Und haben wir dafür Platz am Karlsplatz?

Jetzt sind wir schon in den neuen Ateliers angekommen, auf die ich mich besonders freue. Sie sind ja im schönsten Geschoss, werden hell, lichtdurchflutet sein. Die Ateliers können in zwei oder drei Räume aufgeteilt werden. Drei Bereiche braucht es unter der Woche, wenn die Schulklassen vor Ort sind. Die Einrichtung ist fertig geplant, und im Team mit Alice Pichler, Christine Strahner, Irmi Mac Guire und Veronika Poremba erfinden wir wunderbare Programme dazu. Der erste Raum hat eine Küche, also wird das Thema Nahrung und Kochen in Wien unter dem Titel „Atelier Cuisine“ auch eine Programmreihe sein. Eine andere Reihe heißt „Papier, Zeichen, Wörter“, hier geht es um Sprache und den Einsatz von Schrift. Eine weitere Reihe heißt „Klangfarben“, hier geht es um Musik und Malerei, und wir möchten auch Musikinstrumente, die in der Ausstellung gezeigt werden, einbeziehen. Und vieles mehr…

 

Meine Abschlussfrage muss ich Dir gar nicht stellen, ich denke, Du freust Dich am meisten auf die Ateliers im neuen Museum?

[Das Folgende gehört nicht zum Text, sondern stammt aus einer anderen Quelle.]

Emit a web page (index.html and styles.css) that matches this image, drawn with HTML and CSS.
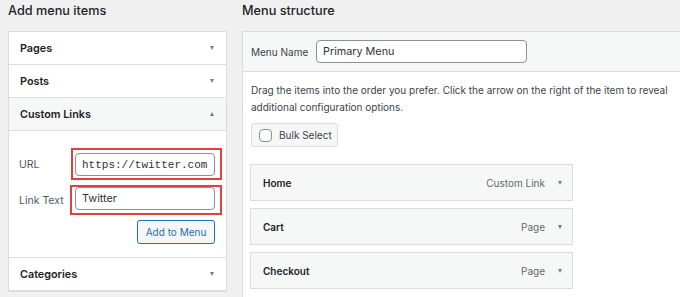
FILE: index.html
```html
<!DOCTYPE html>
<html lang="en">
<head>
  <meta charset="UTF-8" />
  <title>Menus</title>
  <link rel="stylesheet" href="styles.css">
</head>
<body>
  <div class="screen">
    <div class="col-left">
      <h2>Add menu items</h2>
      <div class="accordion">
        <div class="acc-row"><span>Pages</span><i class="arrow down"></i></div>
        <div class="acc-row"><span>Posts</span><i class="arrow down"></i></div>
        <div class="acc-row open"><span>Custom Links</span><i class="arrow up"></i></div>
        <div class="acc-body">
          <div class="field">
            <label>URL</label>
            <div class="mark mark-url"><input class="mono" type="text" value="https://twitter.com/" /></div>
          </div>
          <div class="field">
            <label>Link Text</label>
            <div class="mark mark-text"><input type="text" value="Twitter" /></div>
          </div>
          <div class="actions">
            <button class="btn-add">Add to Menu</button>
          </div>
        </div>
        <div class="acc-row last"><span>Categories</span><i class="arrow down"></i></div>
      </div>
    </div>

    <div class="col-right">
      <h2>Menu structure</h2>
      <div class="panel">
        <div class="panel-head">
          <label>Menu Name</label>
          <input class="menu-name" type="text" value="Primary Menu" />
        </div>
        <div class="panel-body">
          <p class="desc">Drag the items into the order you prefer. Click the arrow on the right of the item to reveal additional configuration options.</p>
          <div class="bulk"><span class="check"></span>Bulk Select</div>
          <ul class="items">
            <li><b>Home</b><span class="type">Custom Link</span><i class="arrow down"></i></li>
            <li><b>Cart</b><span class="type">Page</span><i class="arrow down"></i></li>
            <li><b>Checkout</b><span class="type">Page</span><i class="arrow down"></i></li>
          </ul>
        </div>
      </div>
    </div>
  </div>
</body>
</html>
```

FILE: styles.css
```css
html, body {
  margin: 0;
  padding: 0;
  height: 100%;
  overflow: hidden;
  background: #f0f0f1;
  font-family: Inter, "Noto Sans", sans-serif;
  font-size: 10px;
  color: #1d2327;
}
.screen {
  display: flex;
  padding-left: 8px;
}
h2 {
  margin: 0 0 9px;
  font-size: 12.7px;
  font-weight: 500;
  line-height: 22px;
  color: #1d2327;
}
.col-left {
  width: 219px;
  flex-shrink: 0;
}
.col-right {
  margin-left: 15px;
  flex: 1;
  min-width: 460px;
}
.accordion {
  background: #fff;
  border: 1px solid #dcdcde;
  border-bottom-width: 2px;
}
.acc-row {
  display: flex;
  align-items: center;
  justify-content: space-between;
  height: 32px;
  padding: 0 12px 0 11px;
  border-bottom: 1px solid #dcdcde;
  font-size: 10.8px;
  font-weight: 600;
}
.acc-row.open {
  background: #f6f7f7;
}
.acc-row.last {
  border-bottom: none;
}
.arrow {
  display: inline-block;
  width: 0;
  height: 0;
  border-left: 2.5px solid transparent;
  border-right: 2.5px solid transparent;
}
.arrow.down {
  border-top: 4px solid #787c82;
}
.arrow.up {
  border-bottom: 4px solid #787c82;
}
.acc-body {
  height: 96px;
  padding: 17px 3px 13px 10px;
  border-bottom: 1px solid #dcdcde;
}
.field {
  display: flex;
  align-items: center;
  margin-bottom: 5px;
}
.field label {
  width: 52px;
  font-size: 10.5px;
  color: #50575e;
}
.mark {
  border: 2px solid #e2403f;
}
.mark-url {
  padding: 3px 5px 2px 2px;
}
.mark-text {
  margin-left: -1px;
  padding: 0 5px 3px 3px;
}
input {
  box-sizing: border-box;
  display: block;
  width: 140px;
  height: 23px;
  padding: 0 6px;
  border: 1px solid #8c8f94;
  border-radius: 4px;
  font-family: inherit;
  font-size: 10.8px;
  color: #2c3338;
  background: #fff;
}
input.mono {
  font-family: "Liberation Mono", "DejaVu Sans Mono", monospace;
  font-size: 11px;
}
.actions {
  display: flex;
  justify-content: flex-end;
  padding-right: 8px;
}
.btn-add {
  box-sizing: border-box;
  width: 78px;
  height: 24px;
  padding: 0;
  border: 1px solid #2271b1;
  border-radius: 3px;
  background: #f6f7f7;
  color: #2271b1;
  font-family: inherit;
  font-size: 10px;
}
.panel {
  background: #fff;
  border-left: 1px solid #dcdcde;
  border-top: 1px solid #dcdcde;
  height: 300px;
}
.panel-head {
  display: flex;
  align-items: center;
  height: 39px;
  padding-left: 8px;
  background: #f6f7f7;
  border-bottom: 1px solid #dcdcde;
}
.panel-head label {
  width: 65px;
  color: #3c434a;
}
.menu-name {
  width: 211px;
  padding: 0 6px;
}
.panel-body {
  padding: 10px 8px 0 8px;
}
.desc {
  margin: 0 0 7px;
  line-height: 17px;
  color: #3c434a;
}
.bulk {
  box-sizing: border-box;
  display: inline-flex;
  align-items: center;
  gap: 7px;
  width: 87px;
  height: 24px;
  padding-left: 7px;
  background: #f6f7f7;
  border: 1px solid #dcdcde;
  border-radius: 3px;
  color: #3c434a;
}
.check {
  box-sizing: border-box;
  width: 13px;
  height: 13px;
  border: 1px solid #8c8f94;
  border-radius: 4px;
  background: #fff;
}
.items {
  list-style: none;
  margin: 17px 0 0 -1px;
  padding: 0;
  width: 323px;
}
.items li {
  box-sizing: border-box;
  display: flex;
  align-items: center;
  height: 37px;
  margin-bottom: 7px;
  padding: 0 10px 0 12px;
  background: #f6f7f7;
  border: 1px solid #dcdcde;
}
.items b {
  flex: 1;
  font-weight: 600;
  color: #1d2327;
}
.items .type {
  color: #646970;
  margin-right: 13px;
}
```
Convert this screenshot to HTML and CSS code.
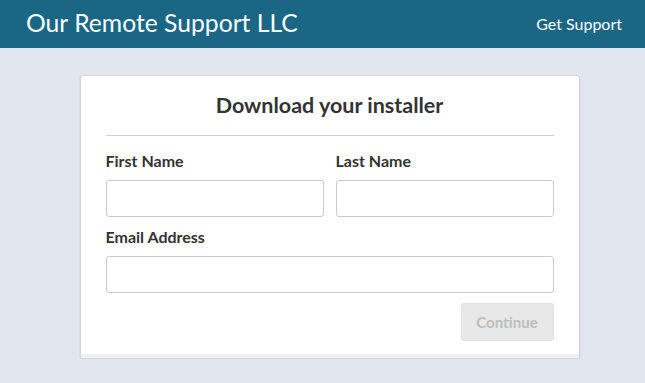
FILE: index.html
```html
<!DOCTYPE html>
<html>
<head>
<meta charset="utf-8">
<link rel="stylesheet" href="styles.css">
</head>
<body>
<header class="topbar">
  <div class="brand">Our Remote Support LLC</div>
  <a class="nav-link" href="#">Get Support</a>
</header>
<main class="page">
  <section class="card">
    <div class="card-body">
      <h1 class="card-title">Download your installer</h1>
      <hr class="divider">
      <div class="row">
        <div class="field">
          <label class="label">First Name</label>
          <input class="input" type="text">
        </div>
        <div class="field">
          <label class="label">Last Name</label>
          <input class="input" type="text">
        </div>
      </div>
      <div class="field">
        <label class="label">Email Address</label>
        <input class="input" type="text">
      </div>
      <div class="actions">
        <button class="btn" disabled>Continue</button>
      </div>
    </div>
    <div class="card-foot"></div>
  </section>
</main>
</body>
</html>
```

FILE: styles.css
```css
* { box-sizing: border-box; }
html, body { margin: 0; padding: 0; }
body {
  background: #e2e6ee;
  font-family: Lato, "Open Sans", sans-serif;
  color: #333;
}
.topbar {
  height: 48px;
  background: #196685;
  display: flex;
  align-items: center;
  justify-content: space-between;
  padding: 0 23px 0 26px;
}
.brand {
  color: #fff;
  font-size: 24.7px;
  line-height: 1;
  margin-top: -2px;
}
.nav-link {
  color: #fff;
  text-decoration: none;
  font-size: 16px;
  margin-top: -1px;
}
.page {
  display: flex;
  justify-content: center;
  padding: 27px 0 0 14px;
}
.card {
  width: 500px;
  background: #fff;
  border: 1px solid #d3d6dc;
  border-radius: 3px;
  box-shadow: 0 1px 2px rgba(0,0,0,0.12);
  overflow: hidden;
}
.card-body {
  padding: 14px 25px 13px 25px;
}
.card-title {
  margin: 0;
  text-align: center;
  font-size: 21.5px;
  font-weight: 700;
  line-height: 30px;
  color: #333;
}
.divider {
  border: 0;
  border-top: 1px solid #cfcfcf;
  margin: 15px 0 15px;
}
.row {
  display: flex;
  gap: 12px;
}
.row .field { flex: 1; }
.row .input { margin-bottom: 10px; }
.field {
  display: flex;
  flex-direction: column;
}
.label {
  font-size: 16px;
  font-weight: 700;
  line-height: 20px;
  color: #333;
  margin-bottom: 9px;
}
.input {
  height: 37px;
  border: 1px solid #cbcbcb;
  border-radius: 3px;
  background: #fff;
  margin-bottom: 9px;
  font-family: inherit;
  font-size: 14px;
}
.actions {
  display: flex;
  justify-content: flex-end;
  margin-top: 1px;
}
.btn {
  width: 93px;
  height: 38px;
  border: 1px solid #e0e0e0;
  border-radius: 3px;
  background: #e8e8e8;
  color: #bdbdbd;
  font-family: inherit;
  font-weight: 700;
  font-size: 15px;
}
.card-foot {
  height: 4px;
  background: #eef0f4;
}
```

Und ich freue mich auf das Publikum! Auf die Konzentration vor Ort, dass wir wieder alle am Karlsplatz sind, mitten im Geschehen.

 

 

 

Isabel Termini-Fridrich, geboren 1966 in Wien. Studium Kunstgeschichte und Journalismus in Wien und Graz. Bereits während des Studiums arbeitet sie als Vermittlerin im Museum. Unter der Direktion von Wolfgang Kos baut sie die Abteilung Vermittlung mit auf. Heute ist sie für die Programmierung der Veranstaltungen für Kinder, Jugendliche und Familien verantwortlich und organisiert und betreut die Gesprächskreise mit Senior:innen.

 

Für die neue Dauerausstellung arbeitet sie mit unterschiedlichen Projektgruppen an den Formaten Generationenformat, Stadtfenster, Museumskoffer und Sensory Bag.